‘THE ONLY thing the town has had to be proud of is gone”. This terse comment, left on the internet forum Boards.ie, said it all: for the people of Longford, St Mel’s cathedral is not just a place of worship, it is an iconic landmark, a repository of history, and a symbol of the self-less devotion of an impoverished nation.
Nevertheless, the fire that tore through St Mel’s on Christmas morning has eviscerated one of Ireland’s best known cathedrals and cast a shadow across the midlands market town in whose life it has been central for over 150 years.
Like many in Longford, I was awoken on that morning not by the sound of excited children opening presents or family members enjoying Christmas breakfast but by the anxious voice of a neighbour. The call came just after 8am, by then St Mel’s had already been on fire for around three hours. Half asleep, I stood at the back window of my mother’s kitchen staring in horror as – less than a mile away – bright orange flames danced across the cruciform cathedral’s outstretched arms and thick black smoke bellowed into the sky. A few hours later, the building was still smouldering – the walls had survived the conflagration but almost everything inside was destroyed.
Christmas Masses did take place in Longford, although in a nearby community centre, not the town’s magnificent neo-classical cathedral. Given that fire services were tackling the blaze throughout the morning, it was remarkable that the traditional ceremonies were held at all, but that they were speaks volumes for the indefatigable spirit that has characterised St Mel’s from its earliest days.
St Mel’s cathedral was the brainchild of Bishop William O’Higgins, a native of Drumlish, in north Longford, and a fervent supporter of Daniel O’Connell and the Emancipation movement. Even after 1829, Catholics in the midlands continued to face persecution, strengthening O’Higgins’s resolve that the diocese of Ardagh and Clonmacnoise needed its own purpose-built cathedral.
Educated in Paris, O’Higgins found inspiration for his new cathedral in the City of Lights’ famous Madeleine cathedral, as well as the Pantheon and the Basilica of St John Lateran. On May 19th, 1840, more than 40,000 parishioners as well as clergy from a far afield as Australia and the United States were present as the foundation stone, which was taken from the ruined 8th-century cathedral of St Mel in Ardagh, Co Longford, was laid.
It is impossible to overestimate the psychological import of St Mel’s cathedral for the people of Longford and surrounding counties, particularly in its early years. Longford in the middle of the 19th century was a poor market town, the majority of whose inhabitants lived in mud huts and thatched houses, but from the midst of this squalor the cathedral’s massive Doric pilasters began to rise. The local economy also benefited: most of the limestone used in the construction came from west Longford and Knockcroghery in Co Roscommon.

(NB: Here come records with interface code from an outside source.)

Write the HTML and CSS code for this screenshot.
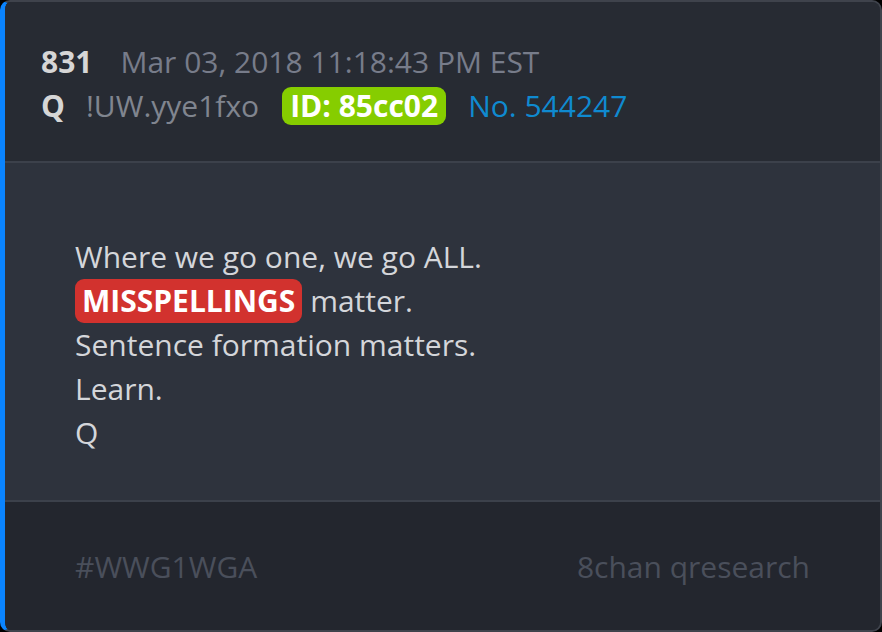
FILE: index.html
```html
<!DOCTYPE html>
<html>
<head>
<meta charset="utf-8">
<link rel="stylesheet" href="styles.css">
</head>
<body>
<div class="card">
  <div class="head">
    <div class="row">
      <span class="num">831</span>
      <span class="date">Mar 03, 2018 11:18:43 PM EST</span>
    </div>
    <div class="row">
      <span class="name">Q</span>
      <span class="trip">!UW.yye1fxo</span>
      <span class="id">ID: 85cc02</span>
      <span class="no">No. 544247</span>
    </div>
  </div>
  <div class="body">
    <p class="line">Where we go one, we go ALL.</p>
    <p class="line"><span class="hl">MISSPELLINGS</span> matter.</p>
    <p class="line">Sentence formation matters.</p>
    <p class="line">Learn.</p>
    <p class="line">Q</p>
  </div>
  <div class="foot">
    <span>#WWG1WGA</span>
    <span>8chan qresearch</span>
  </div>
</div>
</body>
</html>
```
FILE: styles.css
```css
html, body {
  margin: 0;
  padding: 0;
  background: #000;
}
body {
  font-family: "Open Sans", "Liberation Sans", sans-serif;
  font-size: 30px;
  line-height: 44px;
}
.card {
  box-sizing: border-box;
  width: 882px;
  height: 632px;
  border: 2px solid #3f434c;
  border-left: 5px solid #0a84ff;
  border-radius: 10px;
  background: #2e333d;
  overflow: hidden;
  display: flex;
  flex-direction: column;
}
.head {
  background: #272b33;
  padding: 38px 36px 33px 36px;
  border-bottom: 2px solid #3c414b;
}
.row {
  display: flex;
  align-items: center;
  white-space: nowrap;
}
.num {
  font-weight: 700;
  color: #d6d6d6;
  margin-right: 28px;
}
.date {
  color: #777c8a;
}
.name {
  font-weight: 700;
  color: #d6d6d6;
  margin-right: 21px;
}
.trip {
  color: #80858f;
  margin-right: 23px;
}
.id {
  background: #86cd00;
  color: #fff;
  font-weight: 700;
  border-radius: 9px;
  padding: 0 8px;
  line-height: 38px;
  margin-right: 22px;
}
.no {
  color: #0f8ad0;
}
.body {
  flex: 1;
  padding: 72px 70px 0 70px;
  color: #d4d6da;
}
.line {
  margin: 0;
}
.hl {
  background: #d2322e;
  color: #fff;
  font-weight: 700;
  border-radius: 9px;
  padding: 1px 7px 2px;
}
.foot {
  background: #23262e;
  border-top: 2px solid #3c414b;
  height: 130px;
  box-sizing: border-box;
  padding: 43px 70px 0 70px;
  display: flex;
  justify-content: space-between;
  color: #4a4f5b;
}
```
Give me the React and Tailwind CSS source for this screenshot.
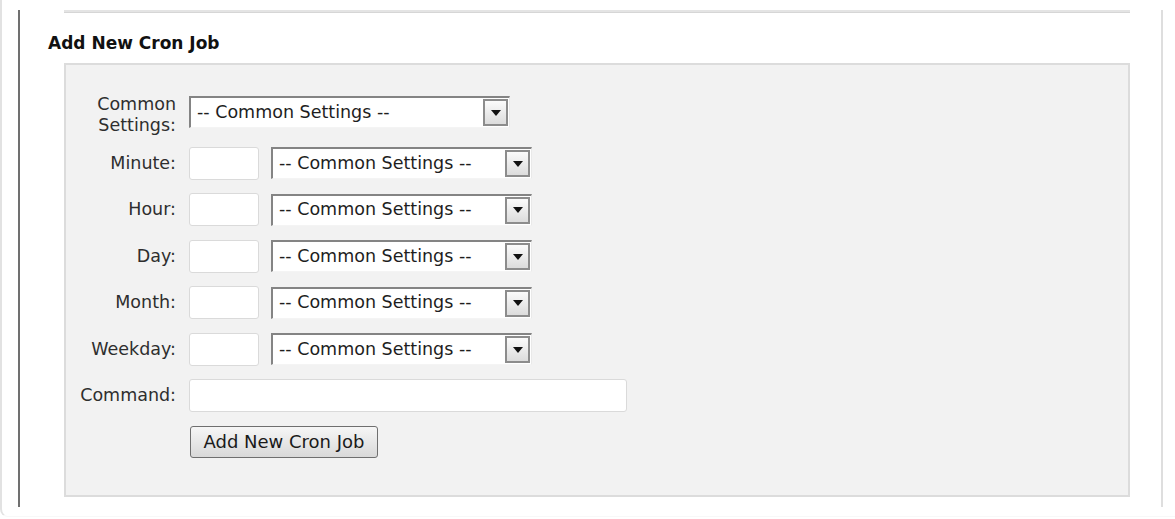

Since opening in 1856 – building work was suspended during the famine – St Mel’s has housed practically every item of historical interest or significance in county Longford. As well as the 10th-century crozier of St Mel and various reliquaries, the Holy Family Altar, which had been rescued from a Roman church that was sacked during the Garibaldi campaign, was lost in the fire.
I left Longford many years ago – had the tragic fire not happened during the holidays I probably would not have been around to witness it – but, like so many others, St Mel’s was a vital presence in my life. It was first and foremost a religious place – I made my communion and confirmation there, and celebrated countless births, marriages and deaths within its now fire ravaged walls – but my strongest memories of it are cultural: almost every trip home incorporated a pit-stop to admire the finest works of art in Longford, the remarkable Harry Clarke windows that adorned the cathedral.
The stained glass, like so much else in St Mel’s, is irreplaceable, and the estimate of €2 million worth of damage quoted in the media has caused dismay on the streets of Longford. As one St Stephen’s Day reveller put it to me, “It will cost that much just to get the cathedral to the point where you can spend money repairing it.” The real cost of repairing St Mel’s is likely to run into eight figures, but in Longford town I found a genuine determination to see the cathedral rebuilt. History is on its side: in 1838 Bishop O’Higgins travelled to all 41 parishes of the diocese, raising £2,000 from ordinary people for the new cathedral.
O’Higgins’s contemporaries have many difficult questions to answer but, for many in Longford and across the Midlands, restoring St Mel’s is about much more than religion.